## start RECORDED DATA

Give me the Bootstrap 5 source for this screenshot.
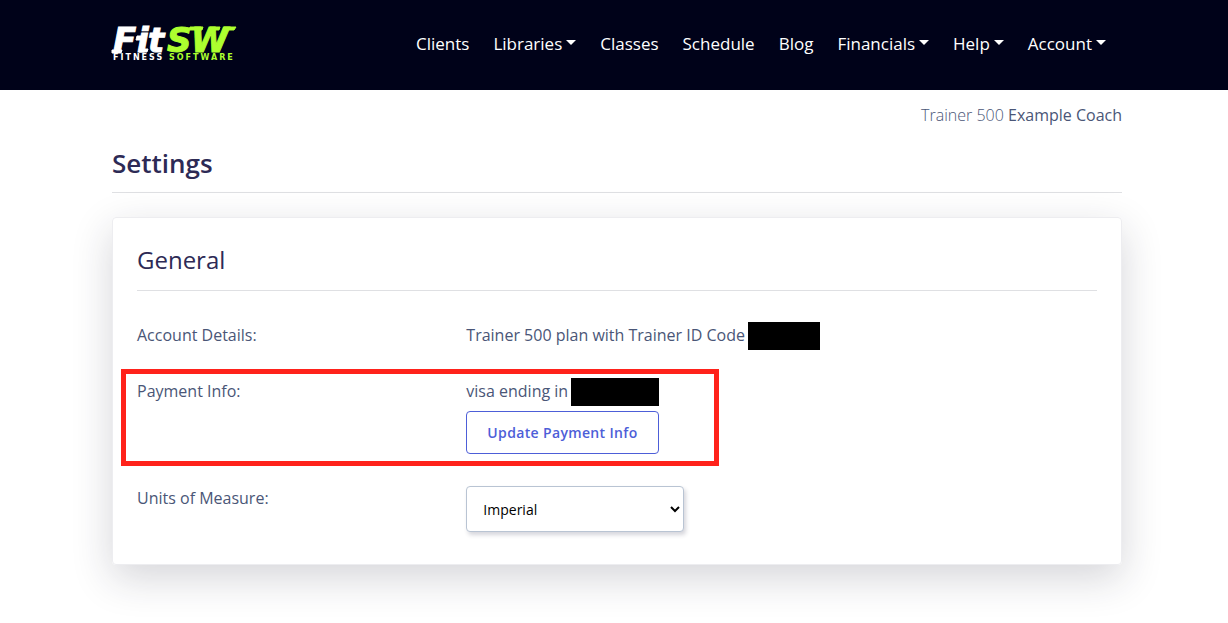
<!DOCTYPE html>
<html lang="en">
<head>
<meta charset="utf-8">
<meta name="viewport" content="width=device-width, initial-scale=1">
<title>Settings - FitSW</title>
<link href="https://cdn.jsdelivr.net/npm/bootstrap@5.3.0/dist/css/bootstrap.min.css" rel="stylesheet">
<style>
  :root { --ink: #2d2a55; --text: #4a5677; --accent: #4d5ed8; }
  body { font-family: "Open Sans", sans-serif; font-size: 16px; line-height: 28px; color: var(--text); background: #fff; min-height: 100vh; }
  .page-width { max-width: 1040px; padding: 0 15px; position: relative; left: 3px; }
  main.page-width { padding-bottom: 56px; }
  .site-nav { background: #000219; min-height: 90px; --bs-navbar-padding-y: 0; --bs-navbar-nav-link-padding-x: 12px; }
  .site-nav .nav-link { color: #fff; font-size: 17px; font-weight: 500; line-height: 24px; padding-top: 7px; padding-bottom: 9px; }
  .site-nav .navbar-nav { margin-right: 4px; }
  .site-nav .dropdown-toggle::after { margin-left: 4px; vertical-align: 5px; border-width: 5px 5px 0; }
  .logo-main { font: italic 800 35px "Open Sans", sans-serif; stroke-width: 1px; }
  .logo-sub { font: bold 8px "DejaVu Sans", sans-serif; letter-spacing: 2px; }
  .logo-wide { font: italic bold 34px "DejaVu Sans", sans-serif; }
  .logo-white { fill: #fff; stroke: #fff; }
  .logo-green { fill: #adff2f; stroke: #adff2f; }
  .account-line { padding-top: 11px; }
  .plan-name { font-weight: 300; }
  h1, h2 { color: var(--ink); }
  h1 { font-size: 26px; line-height: 36px; font-weight: 600; padding-bottom: 11px; }
  h2 { font-size: 24px; line-height: 36px; font-weight: 400; padding-bottom: 12px; }
  .ruled { border-bottom: 1px solid #dfe0e3; }
  .settings-card { border: 1px solid #ededf0; border-radius: 4px; padding: 24px 24px 32px; box-shadow: 0 13px 40px rgba(31, 31, 51, .19); }
  .setting { --bs-gutter-x: 28px; padding-top: 6px; }
  .redacted { display: inline-block; height: 28px; background: #000; vertical-align: top; margin: 1px 0 -1px -1px; }
  .redacted-code { width: 72px; }
  .redacted-card { width: 88px; }
  .payment { margin-top: 22px; }
  .callout { position: absolute; top: -2px; left: -2px; bottom: -12px; width: 598px; max-width: 100%; padding: 0; margin: 0; border: 5px solid #ff221b; pointer-events: none; }
  .btn-payment { --bs-btn-color: var(--accent); --bs-btn-border-color: var(--accent); --bs-btn-hover-color: #fff; --bs-btn-hover-bg: var(--accent); font-size: 14px; line-height: 21px; font-weight: 600; padding: 10px 20px; border-radius: 4px; letter-spacing: .025em; margin-top: 6px; }
  .unit-select { width: 218px; height: 46px; margin-top: 2px; padding: 0 0 0 12px; font-size: 14px; color: #000; background: #fff; border: 1px solid #b9c4d3; border-radius: 4px; box-shadow: 2px 3px 4px rgba(50, 50, 80, .2); }
</style>
</head>
<body>
<nav class="navbar navbar-expand-lg site-nav">
  <div class="container page-width">
    <a class="navbar-brand p-0 m-0" href="#" aria-label="FitSW Fitness Software">
      <svg class="d-block" width="128" height="44" viewBox="0 0 128 44" overflow="visible">
        <text class="logo-main logo-wide" y="29"><tspan class="logo-white" x="1 25 36">Fit</tspan><tspan class="logo-green" x="55 79">SW</tspan></text>
        <path class="logo-white" stroke="none" d="M0 27h10l-1 3H0zM25 13h5v4h-6zM28 26h8l-1 3h-8z"/>
        <path class="logo-green" stroke="none" d="M78 4h13l-1 3H77zM98 4h10l-1 3h-10zM112 4h12l-2 3h-11z"/>
        <text class="logo-sub" x="1" y="37" fill="#fff">FITNESS <tspan fill="#adff2f">SOFTWARE</tspan></text>
      </svg>
    </a>
    <button class="navbar-toggler bg-light" type="button" data-bs-toggle="collapse" data-bs-target="#mainNav" aria-label="Toggle navigation"><span class="navbar-toggler-icon"></span></button>
    <div class="collapse navbar-collapse" id="mainNav">
      <ul class="navbar-nav ms-auto">
        <li class="nav-item"><a class="nav-link" href="#">Clients</a></li>
        <li class="nav-item"><a class="nav-link dropdown-toggle" href="#">Libraries</a></li>
        <li class="nav-item"><a class="nav-link" href="#">Classes</a></li>
        <li class="nav-item"><a class="nav-link" href="#">Schedule</a></li>
        <li class="nav-item"><a class="nav-link" href="#">Blog</a></li>
        <li class="nav-item"><a class="nav-link dropdown-toggle" href="#">Financials</a></li>
        <li class="nav-item"><a class="nav-link dropdown-toggle" href="#">Help</a></li>
        <li class="nav-item"><a class="nav-link dropdown-toggle" href="#">Account</a></li>
      </ul>
    </div>
  </div>
</nav>
<main class="container page-width">
  <div class="account-line text-end"><span class="plan-name">Trainer 500</span> Example Coach</div>
  <h1 class="ruled mt-3 mb-4">Settings</h1>
  <section class="settings-card">
    <h2 class="ruled mb-4">General</h2>
    <div class="row setting">
      <div class="col-4">Account Details:</div>
      <div class="col-8">Trainer 500 plan with Trainer ID Code <span class="redacted redacted-code"></span></div>
    </div>
    <div class="row setting payment position-relative">
      <div class="col-4">Payment Info:</div>
      <div class="col-8">
        <div>visa ending in <span class="redacted redacted-card"></span></div>
        <button type="button" class="btn btn-payment">Update Payment Info</button>
      </div>
      <div class="callout"></div>
    </div>
    <div class="row setting mt-4">
      <div class="col-4"><label for="units">Units of Measure:</label></div>
      <div class="col-8"><select id="units" class="unit-select"><option>Imperial</option><option>Metric</option></select></div>
    </div>
  </section>
</main>
<script src="https://cdn.jsdelivr.net/npm/bootstrap@5.3.0/dist/js/bootstrap.bundle.min.js"></script>
</body>
</html>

## end RECORDED DATA

→ **AIM OF THE EXERCISE**:
Print the complete listing exactly, apart from any pictures.

→ **EXPECTED ANSWER**:
Give me the Bootstrap 5 source for this screenshot.
<!DOCTYPE html>
<html lang="en">
<head>
<meta charset="utf-8">
<meta name="viewport" content="width=device-width, initial-scale=1">
<title>Settings - FitSW</title>
<link href="https://cdn.jsdelivr.net/npm/bootstrap@5.3.0/dist/css/bootstrap.min.css" rel="stylesheet">
<style>
  :root { --ink: #2d2a55; --text: #4a5677; --accent: #4d5ed8; }
  body { font-family: "Open Sans", sans-serif; font-size: 16px; line-height: 28px; color: var(--text); background: #fff; min-height: 100vh; }
  .page-width { max-width: 1040px; padding: 0 15px; position: relative; left: 3px; }
  main.page-width { padding-bottom: 56px; }
  .site-nav { background: #000219; min-height: 90px; --bs-navbar-padding-y: 0; --bs-navbar-nav-link-padding-x: 12px; }
  .site-nav .nav-link { color: #fff; font-size: 17px; font-weight: 500; line-height: 24px; padding-top: 7px; padding-bottom: 9px; }
  .site-nav .navbar-nav { margin-right: 4px; }
  .site-nav .dropdown-toggle::after { margin-left: 4px; vertical-align: 5px; border-width: 5px 5px 0; }
  .logo-main { font: italic 800 35px "Open Sans", sans-serif; stroke-width: 1px; }
  .logo-sub { font: bold 8px "DejaVu Sans", sans-serif; letter-spacing: 2px; }
  .logo-wide { font: italic bold 34px "DejaVu Sans", sans-serif; }
  .logo-white { fill: #fff; stroke: #fff; }
  .logo-green { fill: #adff2f; stroke: #adff2f; }
  .account-line { padding-top: 11px; }
  .plan-name { font-weight: 300; }
  h1, h2 { color: var(--ink); }
  h1 { font-size: 26px; line-height: 36px; font-weight: 600; padding-bottom: 11px; }
  h2 { font-size: 24px; line-height: 36px; font-weight: 400; padding-bottom: 12px; }
  .ruled { border-bottom: 1px solid #dfe0e3; }
  .settings-card { border: 1px solid #ededf0; border-radius: 4px; padding: 24px 24px 32px; box-shadow: 0 13px 40px rgba(31, 31, 51, .19); }
  .setting { --bs-gutter-x: 28px; padding-top: 6px; }
  .redacted { display: inline-block; height: 28px; background: #000; vertical-align: top; margin: 1px 0 -1px -1px; }
  .redacted-code { width: 72px; }
  .redacted-card { width: 88px; }
  .payment { margin-top: 22px; }
  .callout { position: absolute; top: -2px; left: -2px; bottom: -12px; width: 598px; max-width: 100%; padding: 0; margin: 0; border: 5px solid #ff221b; pointer-events: none; }
  .btn-payment { --bs-btn-color: var(--accent); --bs-btn-border-color: var(--accent); --bs-btn-hover-color: #fff; --bs-btn-hover-bg: var(--accent); font-size: 14px; line-height: 21px; font-weight: 600; padding: 10px 20px; border-radius: 4px; letter-spacing: .025em; margin-top: 6px; }
  .unit-select { width: 218px; height: 46px; margin-top: 2px; padding: 0 0 0 12px; font-size: 14px; color: #000; background: #fff; border: 1px solid #b9c4d3; border-radius: 4px; box-shadow: 2px 3px 4px rgba(50, 50, 80, .2); }
</style>
</head>
<body>
<nav class="navbar navbar-expand-lg site-nav">
  <div class="container page-width">
    <a class="navbar-brand p-0 m-0" href="#" aria-label="FitSW Fitness Software">
      <svg class="d-block" width="128" height="44" viewBox="0 0 128 44" overflow="visible">
        <text class="logo-main logo-wide" y="29"><tspan class="logo-white" x="1 25 36">Fit</tspan><tspan class="logo-green" x="55 79">SW</tspan></text>
        <path class="logo-white" stroke="none" d="M0 27h10l-1 3H0zM25 13h5v4h-6zM28 26h8l-1 3h-8z"/>
        <path class="logo-green" stroke="none" d="M78 4h13l-1 3H77zM98 4h10l-1 3h-10zM112 4h12l-2 3h-11z"/>
        <text class="logo-sub" x="1" y="37" fill="#fff">FITNESS <tspan fill="#adff2f">SOFTWARE</tspan></text>
      </svg>
    </a>
    <button class="navbar-toggler bg-light" type="button" data-bs-toggle="collapse" data-bs-target="#mainNav" aria-label="Toggle navigation"><span class="navbar-toggler-icon"></span></button>
    <div class="collapse navbar-collapse" id="mainNav">
      <ul class="navbar-nav ms-auto">
        <li class="nav-item"><a class="nav-link" href="#">Clients</a></li>
        <li class="nav-item"><a class="nav-link dropdown-toggle" href="#">Libraries</a></li>
        <li class="nav-item"><a class="nav-link" href="#">Classes</a></li>
        <li class="nav-item"><a class="nav-link" href="#">Schedule</a></li>
        <li class="nav-item"><a class="nav-link" href="#">Blog</a></li>
        <li class="nav-item"><a class="nav-link dropdown-toggle" href="#">Financials</a></li>
        <li class="nav-item"><a class="nav-link dropdown-toggle" href="#">Help</a></li>
        <li class="nav-item"><a class="nav-link dropdown-toggle" href="#">Account</a></li>
      </ul>
    </div>
  </div>
</nav>
<main class="container page-width">
  <div class="account-line text-end"><span class="plan-name">Trainer 500</span> Example Coach</div>
  <h1 class="ruled mt-3 mb-4">Settings</h1>
  <section class="settings-card">
    <h2 class="ruled mb-4">General</h2>
    <div class="row setting">
      <div class="col-4">Account Details:</div>
      <div class="col-8">Trainer 500 plan with Trainer ID Code <span class="redacted redacted-code"></span></div>
    </div>
    <div class="row setting payment position-relative">
      <div class="col-4">Payment Info:</div>
      <div class="col-8">
        <div>visa ending in <span class="redacted redacted-card"></span></div>
        <button type="button" class="btn btn-payment">Update Payment Info</button>
      </div>
      <div class="callout"></div>
    </div>
    <div class="row setting mt-4">
      <div class="col-4"><label for="units">Units of Measure:</label></div>
      <div class="col-8"><select id="units" class="unit-select"><option>Imperial</option><option>Metric</option></select></div>
    </div>
  </section>
</main>
<script src="https://cdn.jsdelivr.net/npm/bootstrap@5.3.0/dist/js/bootstrap.bundle.min.js"></script>
</body>
</html>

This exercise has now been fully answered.